Now let’s talk about the price. With what has been paid for Hampus Lindholm, Ben Chiarot, and Josh Manson, it’s definitely a fair price by comparison, especially when you factor in the salary retention. Now if you want to remove the trade deadline comparisons and say that the Leafs are gambling a lot of futures when it’s certainly going to be a tough fight in the playoffs, that’s fair too. Unfortunately, it’s still the right call to do what they need to try and win now, even if the Panthers, Bruins, and Lightning are hellbent on not making it easy.
I want to take the cop-out approach and give this an incomplete until after we see what is done on the actual deadline day, but for where we are at today, the Leafs added the rental they seemed to deem the best of the bunch and did it for less than what others were playing, while also picking up another useful player. I’d cautiously give this an 8/10 with the acknowledgment that I’ll feel very different about this transaction tomorrow and in the coming weeks.

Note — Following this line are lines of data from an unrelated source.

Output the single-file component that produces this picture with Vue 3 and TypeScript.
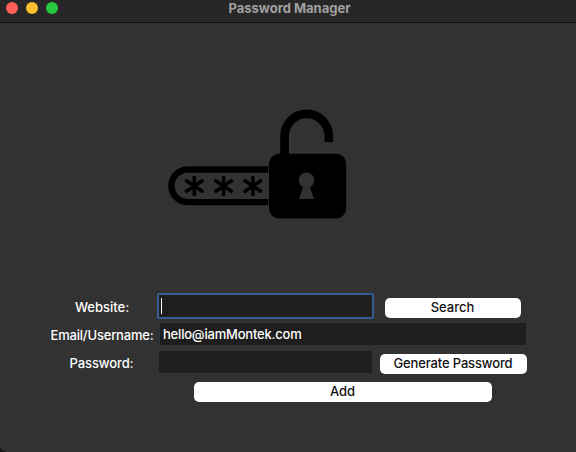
<script setup lang="ts">
import { ref } from 'vue'

const email = ref('hello@iamMontek.com')
const password = ref('')
const lights: string[] = ['close', 'minimize', 'zoom']
const asterisks: number[] = [194.3, 223.6, 252.9]
</script>

<template>
  <div class="window">
    <header class="titlebar">
      <div class="lights">
        <span v-for="l in lights" :key="l" class="light" :class="l"></span>
      </div>
      <h1 class="title">Password Manager</h1>
    </header>

    <main class="content">
      <svg class="logo" width="200" height="130" viewBox="160 100 200 130" fill="none" stroke="#000">
        <path d="M268.4 169.5H187.7a16.3 16.3 0 0 0 0 32.6H268.4" stroke-width="6.4" />
        <g v-for="x in asterisks" :key="x" :transform="`translate(${x} 186)`" stroke-width="3.5">
          <path d="M0 -10V10M-9 -6L9 6M-9 6L9 -6" />
        </g>
        <path d="M284.6 160V136a22.1 22.1 0 0 1 44.2 0V142" stroke-width="8.6" />
        <rect x="269" y="153.7" width="77.2" height="64.8" rx="10" fill="#000" stroke="none" />
        <path
          d="M303 187.2A7.8 7.8 0 1 1 310 187.2L314 199H299Z"
          fill="#323232"
          stroke="none"
        />
      </svg>

      <form class="form" @submit.prevent>
        <div class="row website">
          <label class="label">Website:</label>
          <div class="field focused"><span class="caret"></span></div>
          <button type="button" class="btn search">Search</button>
        </div>
        <div class="row email">
          <label class="label">Email/Username:</label>
          <input v-model="email" class="field" type="text" />
        </div>
        <div class="row password">
          <label class="label">Password:</label>
          <input v-model="password" class="field" type="password" />
          <button type="button" class="btn generate">Generate Password</button>
        </div>
        <button type="button" class="btn add">Add</button>
      </form>
    </main>
  </div>
</template>

<style>
body {
  background: #151515;
}
</style>

<style scoped>
.window {
  width: 576px;
  height: 452px;
  box-sizing: border-box;
  overflow: hidden;
  border-bottom-left-radius: 7px;
  background: #323232;
  color: #fff;
  font-family: Inter, 'Liberation Sans', sans-serif;
  font-size: 13px;
  font-weight: 450;
}
.titlebar {
  display: grid;
  grid-template-columns: 120px 1fr 117px;
  height: 23px;
  box-sizing: border-box;
  background: #272727;
  border-bottom: 1px solid #111;
}
.lights {
  display: flex;
  gap: 8px;
  padding: 2px 0 0 6px;
}
.light {
  width: 12px;
  height: 12px;
  border-radius: 50%;
}
.close {
  background: #ff5f57;
}
.minimize {
  background: #febc2e;
}
.zoom {
  background: #28c840;
}
.title {
  margin: 0;
  text-align: center;
  font-size: 13px;
  line-height: 16px;
  font-weight: 700;
  color: #a0a0a0;
}
.content {
  padding-top: 77px;
}
.logo {
  display: block;
  margin-left: 160px;
}
.form {
  padding-top: 63px;
}
.row {
  display: flex;
  align-items: flex-start;
}
.label {
  box-sizing: border-box;
  flex: none;
  line-height: 16px;
  text-align: center;
  white-space: nowrap;
}
.field {
  box-sizing: border-box;
  flex: none;
  height: 22px;
  margin: 0;
  padding: 0 3px 1px;
  border: 0;
  border-radius: 0;
  outline: 0;
  background: #1e1e1e;
  color: #fff;
  font: inherit;
}
.website {
  height: 30px;
}
.website .label,
.password .label {
  width: 157px;
  padding: 6px 0 0 47px;
}
.focused {
  width: 217px;
  height: 26px;
  padding: 3px 2px;
  border: 2px solid #335f96;
  border-radius: 2px;
}
.caret {
  display: block;
  width: 1px;
  height: 16px;
  background: #fff;
}
.email {
  height: 28px;
}
.email .label {
  width: 160px;
  padding: 4px 0 0 44px;
  letter-spacing: -0.2px;
}
.email .field {
  width: 366px;
  letter-spacing: -0.2px;
}
.password {
  height: 31px;
}
.password .label {
  width: 159px;
  padding: 4px 0 0 44px;
  letter-spacing: -0.12px;
}
.password .field {
  width: 213px;
}
.btn {
  display: block;
  flex: none;
  height: 20px;
  padding: 0 1px 2px 0;
  border: 0;
  border-radius: 5px;
  background: #fff;
  color: #111;
  font: inherit;
  line-height: 18px;
}
.search {
  width: 136px;
  margin: 5px 0 0 11px;
}
.generate {
  width: 147px;
  margin: 3px 0 0 8px;
  letter-spacing: -0.15px;
}
.add {
  width: 298px;
  margin-left: 194px;
}
</style>
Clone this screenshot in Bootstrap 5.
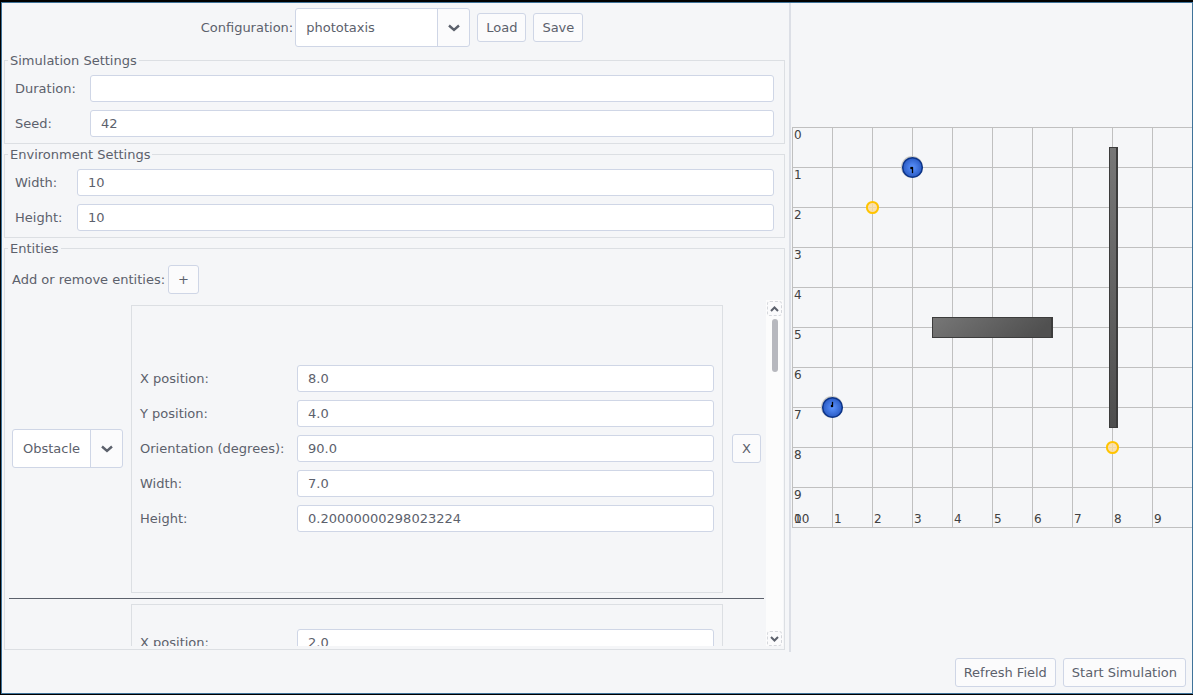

Tomorrow we’ll have the full picture, but when you combine a productive day today with the seemingly solid move to acquire Ilya Lyubushkin, the Leafs are heading in the right direction. Looking around their division there is still the desire for more to be done. The Leafs are barely holding down third in their division, and they are largely sitting in that spot based on a level of goaltending that we can no longer expect. If we’re looking at what has been done so far, feeling good about the moves is easy, but feeling good about the roster is still a challenge. It will come down to if there is an affordable plug for the 2LW spot and a viable goaltender that can emerge in the next few hours that will take a 7 out of 10 and turn it into a 9 or 10 out of 10.